# Variation of stable marriage -- is there always a stable "solution"?

The following problem is from "Algorithm Design" by Jon Kleinberg and Éva Tardos, Chapter 1, Exercise 3. I shortened down the description as much as possible (my annotations in brackets or outside the quote block)

Suppose we have two television networks, whom we'll call `A` and `B`. There are `n` prime-time programming slots, and each network has `n` TV shows. Each network wants to devise a schedule -- an assignment of each show to a distinct slot -- so as to attract as much market share as possible. [...] Each show has a fixed rating [...]; we'll assume that no two shows have exactly the same rating. A network wins a given time slot if the show that it schedules for the time slot has a larger rating than the show the other network schedules for that time slot.
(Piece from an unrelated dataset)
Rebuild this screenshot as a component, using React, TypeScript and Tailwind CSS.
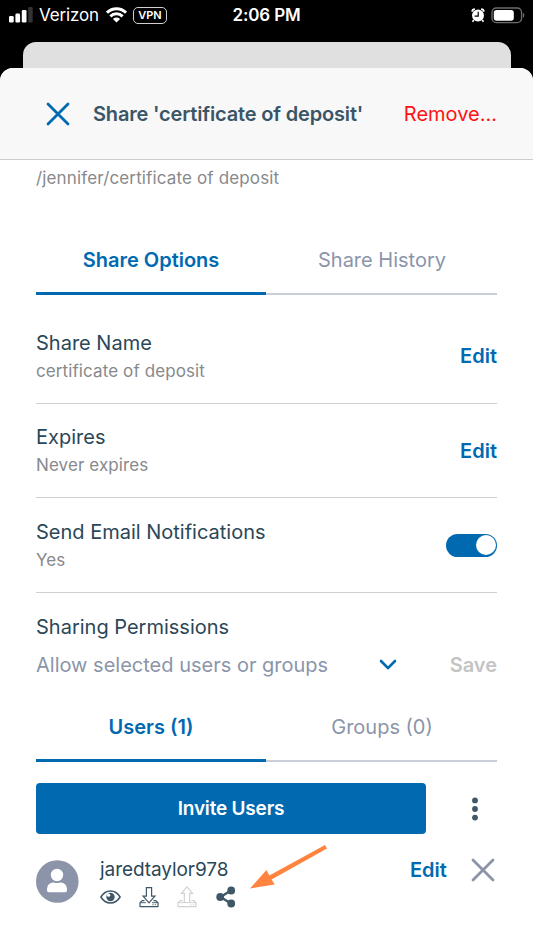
import { ReactNode } from "react";
import clsx from "clsx";

type TabsProps = {
    active: string;
    inactive: string;
    className?: string;
};

type OptionRowProps = {
    title: string;
    value: string;
    action: ReactNode;
    className: string;
};

function SignalIcon() {
    return (
        <svg width="24" height="16" viewBox="0 0 24 16">
            <rect x="0" y="9" width="4.7" height="6.6" rx="1.3" fill="#fff" />
            <rect x="6.4" y="6.6" width="4.7" height="9" rx="1.3" fill="#fff" />
            <rect x="12.8" y="3" width="4.7" height="12.6" rx="1.3" fill="#fff" />
            <rect x="19.2" y="0" width="4.5" height="15.6" rx="1.3" fill="#343434" />
        </svg>
    );
}

function WifiIcon() {
    return (
        <svg width="21" height="16" viewBox="0 0 21 16" fill="none" stroke="#fff" strokeWidth="3">
            <path d="M1 5.7a13.4 13.4 0 0 1 19 0" />
            <path d="M4.4 9.4a8.6 8.6 0 0 1 12.2 0" />
            <path d="M10.5 15.6 6.9 12a5.1 5.1 0 0 1 7.2 0z" fill="#fff" stroke="none" />
        </svg>
    );
}

function AlarmIcon() {
    return (
        <svg width="14" height="15" viewBox="0 0 14 15">
            <circle cx="7" cy="7.5" r="6" fill="#fff" />
            <path d="M1 3.7A3 3 0 0 1 3.9 1.100M13 3.700A3 3 0 0 0 10.100 1.100M2.800 12 1.500 13.700M11.200 12 12.500 13.700" stroke="#fff" strokeWidth="1.700" fill="none" />
            <path d="M7.200 3.800v4.300H3.600" stroke="#000" strokeWidth="1.200" fill="none" />
        </svg>
    );
}

function BatteryIcon() {
    return (
        <svg width="34" height="17" viewBox="0 0 34 17">
            <rect x="1" y="1" width="29.6" height="14.6" rx="4.4" fill="none" stroke="#6b6b6b" strokeWidth="1.4" />
            <rect x="2.8" y="2.9" width="20" height="10.9" rx="2.8" fill="#fff" />
            <path d="M32 5.8c1.8.7 1.8 4.3 0 5z" fill="#6b6b6b" />
        </svg>
    );
}

function CrossIcon({ className }: { className: string }) {
    return (
        <svg width="24" height="24" viewBox="0 0 24 24" className={className} stroke="currentColor" strokeWidth="2.8" strokeLinecap="round">
            <path d="M2 2l20 20M22 2L2 22" />
        </svg>
    );
}

function AvatarIcon() {
    return (
        <svg width="43" height="43" viewBox="0 0 43 43" fill="#fff">
            <circle cx="21.3" cy="21.5" r="21.3" fill="#8c94a9" />
            <circle cx="21" cy="15" r="6.2" />
            <path d="M11 30.4v-1.6a6.4 6.4 0 0 1 6.4-6.4h.6a8 8 0 0 0 6 0h.6a6.4 6.4 0 0 1 6.4 6.4v1.6a1.8 1.8 0 0 1-1.8 1.8H12.8a1.8 1.8 0 0 1-1.8-1.8z" />
        </svg>
    );
}

function EyeIcon() {
    return (
        <svg width="21" height="14" viewBox="0 0 21 14" fill="none">
            <path d="M.9 7C3.2 3.2 6.6 1 10.500 1s7.300 2.200 9.600 6c-2.300 3.800-5.700 6-9.600 6S3.200 10.800.9 7z" stroke="#3f5767" strokeWidth="1.500" />
            <circle cx="10.500" cy="7" r="4.200" fill="#3f5767" />
            <circle cx="8.600" cy="5.200" r="1.600" fill="#fff" />
        </svg>
    );
}

function TransferIcon({ upload, className }: { upload?: boolean; className: string }) {
    return (
        <svg width="20" height="22" viewBox="0 0 20 22" className={className} fill="none" stroke="currentColor" strokeWidth="1.200">
            <path d="M5.500 14.700H3.200L1 16.600v4h18v-4l-2.200-1.900h-2.300" strokeLinejoin="round" />
            <path d="M1 16.700h6M13 16.700h6M13.400 18.700h1.200M15.800 18.700H17" strokeWidth=".9" />
            {upload ? (
                <path d="M10 .9l5.600 6.400h-2.900v9.200H7.300V7.300H4.400z" />
            ) : (
                <path d="M7.400 1.600h5.200v8.600h3.300L10 16.900l-5.900-6.700h3.300z" fill="#fff" />
            )}
        </svg>
    );
}

function ShareIcon() {
    return (
        <svg width="20" height="22" viewBox="0 0 20 22" fill="#3f5767">
            <path d="M15 4.600 4.500 11 15 17.400" fill="none" stroke="#3f5767" strokeWidth="2.400" />
            <circle cx="15.200" cy="4.500" r="3.900" />
            <circle cx="4.200" cy="11" r="3.900" />
            <circle cx="15.200" cy="17.500" r="3.900" />
        </svg>
    );
}

function Tabs({ active, inactive, className }: TabsProps) {
    return (
        <div className={clsx("flex w-[461px] text-center text-[20px] leading-6", className)}>
            <div className="w-[230px] border-b-[3px] border-[#0069b0] font-semibold text-[#0069b0]">{active}</div>
            <div className="flex flex-1 flex-col justify-between text-[#8b95aa]">
                <span className="pl-px">{inactive}</span>
                <div className="h-[2px] bg-[#c9ced8]" />
            </div>
        </div>
    );
}

function OptionRow({ title, value, action, className }: OptionRowProps) {
    return (
        <div className={clsx("flex items-center justify-between border-b border-[#cfd1d4]", className)}>
            <div className="pt-px">
                <div className="text-[20px] leading-7 text-[#2b4757]">{title}</div>
                <div className="text-[17px] leading-7 tracking-[0.1px] text-[#87898c]">{value}</div>
            </div>
            {action}
        </div>
    );
}

function EditLink() {
    return <button className="h-6 text-[20px] font-semibold leading-6 text-[#0069b0]">Edit</button>;
}

function Toggle() {
    return (
        <div className="flex h-[23px] w-[51px] items-center justify-end rounded-full bg-[#0069b0] pr-px">
            <div className="size-[20px] rounded-full bg-white" />
        </div>
    );
}

function StatusBar() {
    return (
        <div className="grid h-[42px] grid-cols-3 pt-[3px] text-white">
            <div className="flex h-6 items-center whitespace-nowrap pl-[9px]">
                <SignalIcon />
                <span className="ml-[6px] text-[17px] leading-6 tracking-[-0.15px]">Verizon</span>
                <span className="ml-[7px]">
                    <WifiIcon />
                </span>
                <span className="ml-[6px] flex h-[17px] w-[34px] items-center justify-center rounded-[5px] border border-[#d0d0d0] text-[11px] font-semibold">VPN</span>
            </div>
            <div className="text-center text-[17px] font-semibold leading-6 tracking-[-0.15px]">2:06 PM</div>
            <div className="flex h-6 items-center justify-end pr-[8px]">
                <AlarmIcon />
                <span className="ml-[6px]">
                    <BatteryIcon />
                </span>
            </div>
        </div>
    );
}

export default function App() {
    return (
        <div className="relative h-[948px] w-[533px] overflow-hidden bg-black font-['Inter',sans-serif]">
            <StatusBar />
            <div className="ml-[23px] h-[26px] w-[488px] rounded-t-[13px] bg-[#e0e0e0]" />
            <div className="bg-black">
                <div className="h-[880px] overflow-hidden rounded-t-[13px] bg-white">
                    <div className="flex h-[92px] items-center border-b border-[#cdcdcd] bg-[#f8f8f8] pl-[46px] pr-[36px] text-[20px] leading-6">
                        <CrossIcon className="text-[#0069b0]" />
                        <div className="ml-[23px] whitespace-nowrap font-semibold tracking-[-0.17px] text-[#3a5566]">Share 'certificate of deposit'</div>
                        <button className="ml-auto text-[#ff1212]">Remove...</button>
                    </div>

                    <div className="pl-[36px] pr-[36px]">
                        <div className="pt-[6px] text-[17px] leading-6 tracking-[0.14px] text-[#87898c]">/jennifer/certificate of deposit</div>

                        <Tabs active="Share Options" inactive="Share History" className="mt-[58px] h-[47px]" />

                        <div className="mt-[14px]">
                            <OptionRow title="Share Name" value="certificate of deposit" action={<EditLink />} className="h-[95px]" />
                            <OptionRow title="Expires" value="Never expires" action={<EditLink />} className="h-[94px]" />
                            <OptionRow title="Send Email Notifications" value="Yes" action={<Toggle />} className="h-[95px]" />
                        </div>

                        <div className="pt-[20px] text-[20px] leading-7 text-[#2b4757]">Sharing Permissions</div>
                        <div className="mt-[12px] flex items-center text-[20px] leading-6">
                            <span className="w-[343px] text-[#8b95aa]">Allow selected users or groups</span>
                            <svg width="18" height="12" viewBox="0 0 18 12" fill="none" stroke="#0069b0" strokeWidth="2.600" strokeLinecap="round" strokeLinejoin="round">
                                <path d="M2 2l7 7.200L16 2" />
                            </svg>
                            <span className="ml-auto font-semibold text-[#c4c4c4]">Save</span>
                        </div>

                        <Tabs active="Users (1)" inactive="Groups (0)" className="mt-[38px] h-[47px]" />

                        <div className="mt-[21px] flex items-center">
                            <button className="h-[51px] w-[390px] rounded-[4px] bg-[#0069b0] pt-px text-[19px] font-semibold tracking-[-0.2px] text-white">Invite Users</button>
                            <svg width="8" height="24" viewBox="0 0 8 24" fill="#3f5767" className="ml-[45px]">
                                <circle cx="4" cy="3.400" r="2.900" />
                                <circle cx="4" cy="12" r="2.900" />
                                <circle cx="4" cy="20.600" r="2.900" />
                            </svg>
                        </div>

                        <div className="mt-[24px] flex">
                            <div className="mt-[2px]">
                                <AvatarIcon />
                            </div>
                            <div className="ml-[21px] w-[310px]">
                                <div className="text-[19px] leading-6 tracking-[-0.07px] text-[#2b4757]">jaredtaylor978</div>
                                <div className="mt-[4px] flex items-center">
                                    <EyeIcon />
                                    <TransferIcon className="ml-[18px] text-[#3f5767]" />
                                    <TransferIcon upload className="ml-[18px] text-[#cfd1d4]" />
                                    <span className="ml-[19px]">
                                        <ShareIcon />
                                    </span>
                                </div>
                            </div>
                            <EditLink />
                            <CrossIcon className="ml-[24px] text-[#8c94a9]" />
                        </div>
                    </div>
                </div>
            </div>

            {/* callout arrow pointing at the share icon */}
            <svg width="80" height="46" viewBox="0 0 80 46" className="absolute left-[249px] top-[844px]" fill="#ff8440">
                <path d="M1 44.500 17.500 26l2.800 5.600L76 1l2 3.600-55.400 30.800 3.100 5.100z" />
            </svg>
        </div>
    );
}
The goal is to win as many time slots as possible.

We get a schedule for one season from each network, so the first network gives us a schedule `s`, the second network gives us a schedule `T`.

[...] We'll say that the pair of schedules (S, T) is stable if neither network can unilaterally change its own schedule and win more time slots.

That is, there is no schedule `S'` that would give the first network more time slots, and neither there is a similar schedule `T'` for the second network.

[the question is]: For every set of TV shows and ratings, is there always a stable pair of schedules?

My gut feeling tells me NO, because the only instance of the problem of which i can imagine stable schedules is when the best show of the first network is still worse than the worst show of the second network, i.e. when one network can win all schedules. Otherwise i think one network can swap two entries to win more slots, and the other network could change its schedule so that it wins these slots back, all the time.

• Is a network limited in any way by how it can change its schedule? Ex. Can it only swap the times for two programs? Or can it totally reposition all programs simultaneously? Dec 23, 2013 at 19:26
• Going forward please ask such questions at cs.stackexchange.com Mar 12, 2023 at 19:26

It's not always possible to arrive to a stable solution, but I suppose there may be a way to guarantee that a stable case exists if the rankings meet a certain criteria.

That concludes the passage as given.